Sift the material for lines containing "that", and return them.

● **Records for the exercise**
— Begin —

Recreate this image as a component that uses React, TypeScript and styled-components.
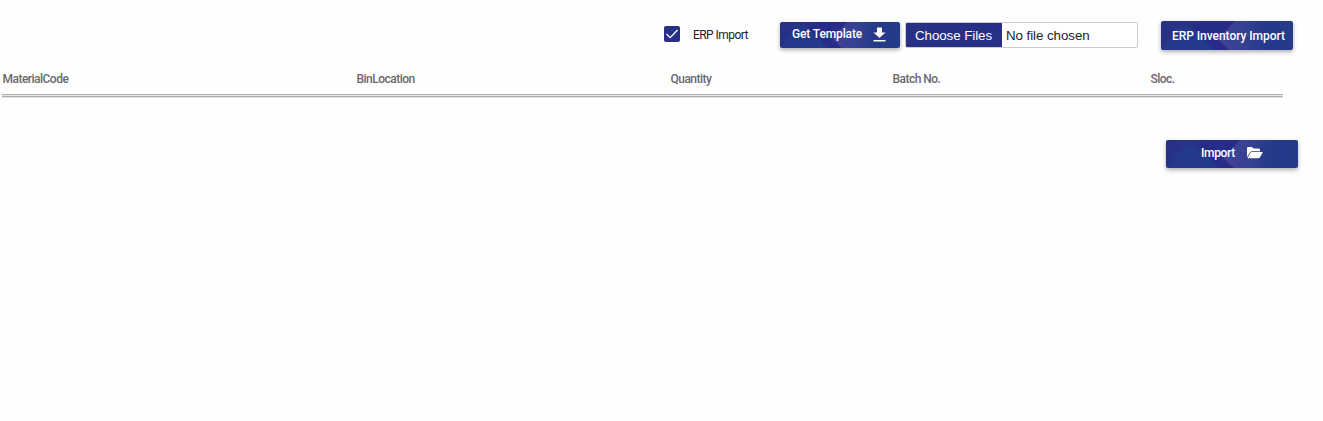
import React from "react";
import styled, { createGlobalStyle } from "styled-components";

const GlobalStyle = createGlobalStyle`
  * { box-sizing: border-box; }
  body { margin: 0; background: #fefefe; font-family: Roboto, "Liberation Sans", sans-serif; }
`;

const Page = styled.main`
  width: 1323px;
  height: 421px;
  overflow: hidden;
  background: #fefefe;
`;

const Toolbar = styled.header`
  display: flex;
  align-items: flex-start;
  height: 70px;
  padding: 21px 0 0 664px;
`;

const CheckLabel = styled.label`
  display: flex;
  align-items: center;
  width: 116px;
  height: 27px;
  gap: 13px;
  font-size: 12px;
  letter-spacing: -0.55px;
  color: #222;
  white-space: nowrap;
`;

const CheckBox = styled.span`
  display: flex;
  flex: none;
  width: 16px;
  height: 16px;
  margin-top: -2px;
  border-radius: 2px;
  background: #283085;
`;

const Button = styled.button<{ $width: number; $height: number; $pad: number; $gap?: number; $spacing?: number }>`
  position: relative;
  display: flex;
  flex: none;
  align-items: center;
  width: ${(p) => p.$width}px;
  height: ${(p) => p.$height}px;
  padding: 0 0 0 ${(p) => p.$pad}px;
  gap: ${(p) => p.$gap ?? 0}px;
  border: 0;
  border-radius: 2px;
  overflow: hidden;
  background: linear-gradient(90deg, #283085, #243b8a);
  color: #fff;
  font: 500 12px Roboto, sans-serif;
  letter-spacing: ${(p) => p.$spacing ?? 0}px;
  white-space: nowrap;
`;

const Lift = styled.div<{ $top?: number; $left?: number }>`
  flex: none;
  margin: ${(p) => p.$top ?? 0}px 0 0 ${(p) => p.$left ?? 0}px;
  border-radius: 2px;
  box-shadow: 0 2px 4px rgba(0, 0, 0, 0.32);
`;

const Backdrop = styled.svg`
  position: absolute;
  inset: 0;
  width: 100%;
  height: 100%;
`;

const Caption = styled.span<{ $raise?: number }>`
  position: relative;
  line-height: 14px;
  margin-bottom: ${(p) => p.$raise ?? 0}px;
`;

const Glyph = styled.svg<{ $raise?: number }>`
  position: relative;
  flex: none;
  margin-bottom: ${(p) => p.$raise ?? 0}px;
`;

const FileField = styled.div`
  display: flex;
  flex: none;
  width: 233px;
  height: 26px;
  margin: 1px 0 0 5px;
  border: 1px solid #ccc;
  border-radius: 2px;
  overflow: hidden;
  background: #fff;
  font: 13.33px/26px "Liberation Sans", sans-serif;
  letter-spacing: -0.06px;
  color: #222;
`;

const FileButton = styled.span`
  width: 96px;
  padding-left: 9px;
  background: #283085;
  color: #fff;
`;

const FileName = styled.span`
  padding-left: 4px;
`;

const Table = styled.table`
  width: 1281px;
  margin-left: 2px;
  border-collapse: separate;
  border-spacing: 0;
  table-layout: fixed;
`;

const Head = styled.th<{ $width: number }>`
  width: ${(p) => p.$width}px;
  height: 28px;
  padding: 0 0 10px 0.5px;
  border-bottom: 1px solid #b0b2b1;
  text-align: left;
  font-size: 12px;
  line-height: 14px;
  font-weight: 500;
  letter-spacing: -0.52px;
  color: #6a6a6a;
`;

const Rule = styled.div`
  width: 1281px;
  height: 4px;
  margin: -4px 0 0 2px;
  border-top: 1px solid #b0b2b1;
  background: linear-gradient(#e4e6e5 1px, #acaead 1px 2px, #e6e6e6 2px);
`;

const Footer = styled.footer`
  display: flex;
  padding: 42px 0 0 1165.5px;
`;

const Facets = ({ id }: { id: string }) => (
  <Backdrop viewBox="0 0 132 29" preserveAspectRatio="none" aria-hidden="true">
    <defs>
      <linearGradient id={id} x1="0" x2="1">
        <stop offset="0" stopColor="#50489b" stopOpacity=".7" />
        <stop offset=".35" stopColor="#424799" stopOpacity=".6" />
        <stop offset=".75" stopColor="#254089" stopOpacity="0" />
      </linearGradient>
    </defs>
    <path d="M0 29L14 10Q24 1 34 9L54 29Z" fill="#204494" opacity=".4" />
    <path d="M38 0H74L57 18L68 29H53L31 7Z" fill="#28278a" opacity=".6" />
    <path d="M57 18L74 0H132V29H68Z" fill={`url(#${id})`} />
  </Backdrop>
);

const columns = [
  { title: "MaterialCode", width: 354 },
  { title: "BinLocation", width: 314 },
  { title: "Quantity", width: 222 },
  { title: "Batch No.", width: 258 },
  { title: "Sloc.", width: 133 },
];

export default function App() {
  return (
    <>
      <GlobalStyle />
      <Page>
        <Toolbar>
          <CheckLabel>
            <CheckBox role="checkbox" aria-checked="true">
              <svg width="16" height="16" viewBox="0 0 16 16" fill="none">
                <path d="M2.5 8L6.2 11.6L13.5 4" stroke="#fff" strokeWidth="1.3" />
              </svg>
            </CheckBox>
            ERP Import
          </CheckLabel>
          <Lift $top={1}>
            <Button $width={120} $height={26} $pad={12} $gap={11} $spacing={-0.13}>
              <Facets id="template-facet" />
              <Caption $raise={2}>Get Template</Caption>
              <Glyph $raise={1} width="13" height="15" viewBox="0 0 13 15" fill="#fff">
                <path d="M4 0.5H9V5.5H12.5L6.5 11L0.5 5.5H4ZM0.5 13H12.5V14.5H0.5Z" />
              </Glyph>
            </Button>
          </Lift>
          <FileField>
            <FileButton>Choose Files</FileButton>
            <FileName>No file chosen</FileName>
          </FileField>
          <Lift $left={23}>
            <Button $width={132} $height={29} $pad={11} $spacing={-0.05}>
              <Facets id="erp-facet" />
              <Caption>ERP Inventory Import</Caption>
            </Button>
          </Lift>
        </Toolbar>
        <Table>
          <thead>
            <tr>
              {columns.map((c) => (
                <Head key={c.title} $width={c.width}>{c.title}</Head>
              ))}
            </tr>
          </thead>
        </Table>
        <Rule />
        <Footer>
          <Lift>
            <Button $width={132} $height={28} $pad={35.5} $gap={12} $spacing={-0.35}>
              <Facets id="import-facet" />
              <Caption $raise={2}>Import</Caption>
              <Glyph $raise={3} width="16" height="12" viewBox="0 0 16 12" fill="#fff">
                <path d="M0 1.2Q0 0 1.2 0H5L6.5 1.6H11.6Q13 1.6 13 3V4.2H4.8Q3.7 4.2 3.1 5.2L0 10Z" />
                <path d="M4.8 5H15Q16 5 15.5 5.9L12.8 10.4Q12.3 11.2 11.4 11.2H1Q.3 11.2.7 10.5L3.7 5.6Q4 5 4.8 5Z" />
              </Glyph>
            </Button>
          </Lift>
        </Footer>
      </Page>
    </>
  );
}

— End —
— Begin —

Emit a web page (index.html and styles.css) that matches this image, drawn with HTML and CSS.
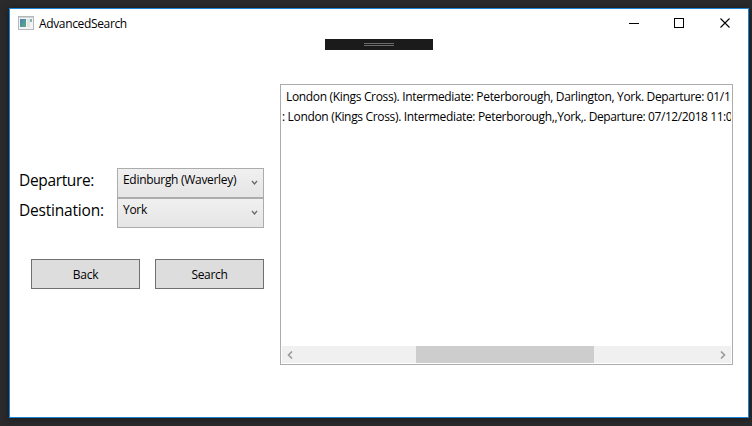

— End —
— Begin —

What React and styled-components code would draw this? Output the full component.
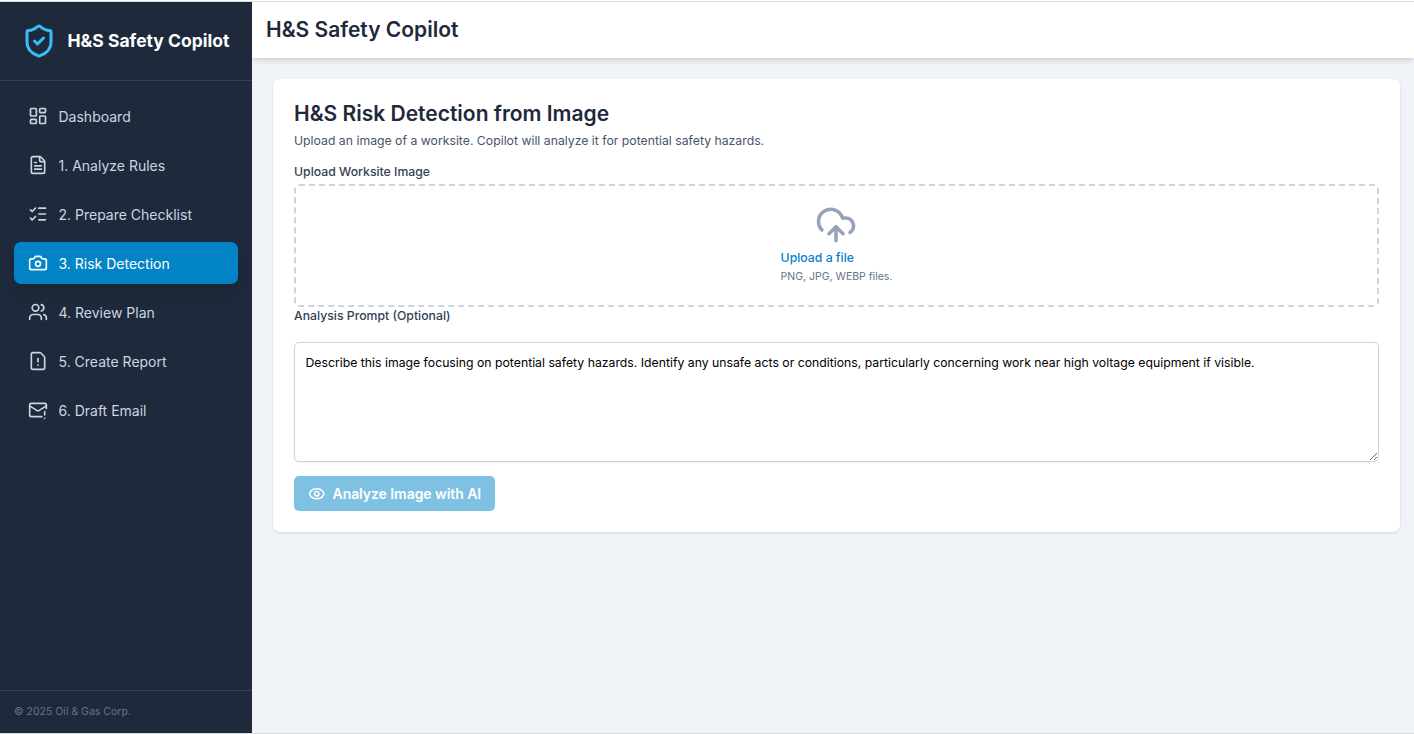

— End —

● **Output**
Recreate this image as a component that uses React, TypeScript and styled-components.
Emit a web page (index.html and styles.css) that matches this image, drawn with HTML and CSS.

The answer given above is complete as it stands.